Offering a solution, the woman adds, “If [Jona’s] incapable of doing anything, Tim needed to step it up and either A) take time off from work or B) start meal prepping and call someone else to come into his home to do everything else.”

‘Acting heartless’

Providing Redditors with further insight, the OP shares that both her husband and Tim were given four days off when the women went into labor, which would have been a great time to form a plan.

The author writes, “But instead, he just tried pawning it off on me thinking I would say yes. My husband said that he doesn’t blame me for saying no but my attitude on it has caused tension between him and Tim because I’m ‘acting heartless.’”

After asking, “AITA for telling my husband that his buddies wife needing help is not my problem?” Redditors jumped in with full support for the OP.

The first writes, “Is your husband an a******, or just a moron? How DARE he volunteer you as someone else’s maid, when you just had a baby and already have a toddler to take care of?? Oh my God.

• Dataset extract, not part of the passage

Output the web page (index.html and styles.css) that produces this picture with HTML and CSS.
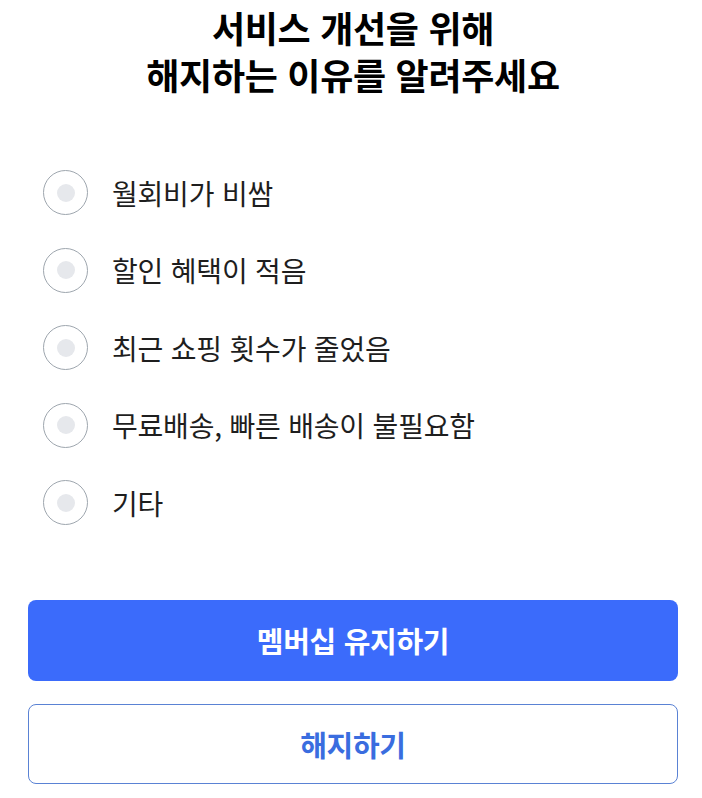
FILE: index.html
```html
<!DOCTYPE html>
<html lang="ko">
<head>
<meta charset="utf-8">
<title>해지 사유</title>
<link rel="stylesheet" href="styles.css">
</head>
<body>
<div class="page">
	<h1 class="title">서비스 개선을 위해<br>해지하는 이유를 알려주세요</h1>

	<ul class="reasons">
		<li class="reason"><span class="radio"></span><span class="label">월회비가 비쌈</span></li>
		<li class="reason"><span class="radio"></span><span class="label">할인 혜택이 적음</span></li>
		<li class="reason"><span class="radio"></span><span class="label">최근 쇼핑 횟수가 줄었음</span></li>
		<li class="reason"><span class="radio"></span><span class="label">무료배송, 빠른 배송이 불필요함</span></li>
		<li class="reason"><span class="radio"></span><span class="label">기타</span></li>
	</ul>

	<div class="actions">
		<button class="btn btn_keep" type="button">멤버십 유지하기</button>
		<button class="btn btn_cancel" type="button">해지하기</button>
	</div>
</div>
</body>
</html>
```

FILE: styles.css
```css
body {margin:0;background:#fff;font-family:"Noto Sans CJK KR","Noto Sans",sans-serif;color:#1c1c1e}
.page {padding:4px 24px 0 28px}
.title {margin:0;text-align:center;font-size:36px;line-height:47px;font-weight:700;color:#000;letter-spacing:-0.3px}
.reasons {list-style:none;margin:56px 0 0 0;padding:0}
.reason {display:flex;align-items:center;height:77.5px;gap:24px;padding-left:15px}
.radio {width:45px;height:45px;box-sizing:border-box;border:1.5px solid #9ea6ae;border-radius:50%;display:flex;align-items:center;justify-content:center}
.radio::after {content:"";width:18px;height:18px;border-radius:50%;background:#e6e8ec}
.label {font-size:28px;color:#1e1e1e;letter-spacing:-0.2px}
.actions {display:flex;flex-direction:column;gap:23px;margin-top:58px}
.btn {height:81px;border-radius:8px;font-family:inherit;font-size:29px;font-weight:700;letter-spacing:-0.3px;cursor:pointer}
.btn_keep {background:#3b6bfb;color:#fff;border:none}
.btn_cancel {height:80px;background:#fff;color:#3a6ddf;border:1.5px solid #5a82d4}
```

I honestly don’t know how women put up with men like this.”

Credit: Shutterstock

A second cybernaut shares, “I hate when people feel the need to be charitable with the resources of other people. They both get to feel great about helping her out, while you, still bleeding and postpartum, get to take on another households chores.”

And a third writes, “Why are either of these men expecting their wives who just gave birth this week to be cooking and cleaning? Not okay.”

Meanwhile, another netizen expresses frustration in how the men treat the women like objects. “I’m particularly annoyed by Tim asking her husband to loan OP to his wife. Like he owns her. No different from borrowing the lawnmower!”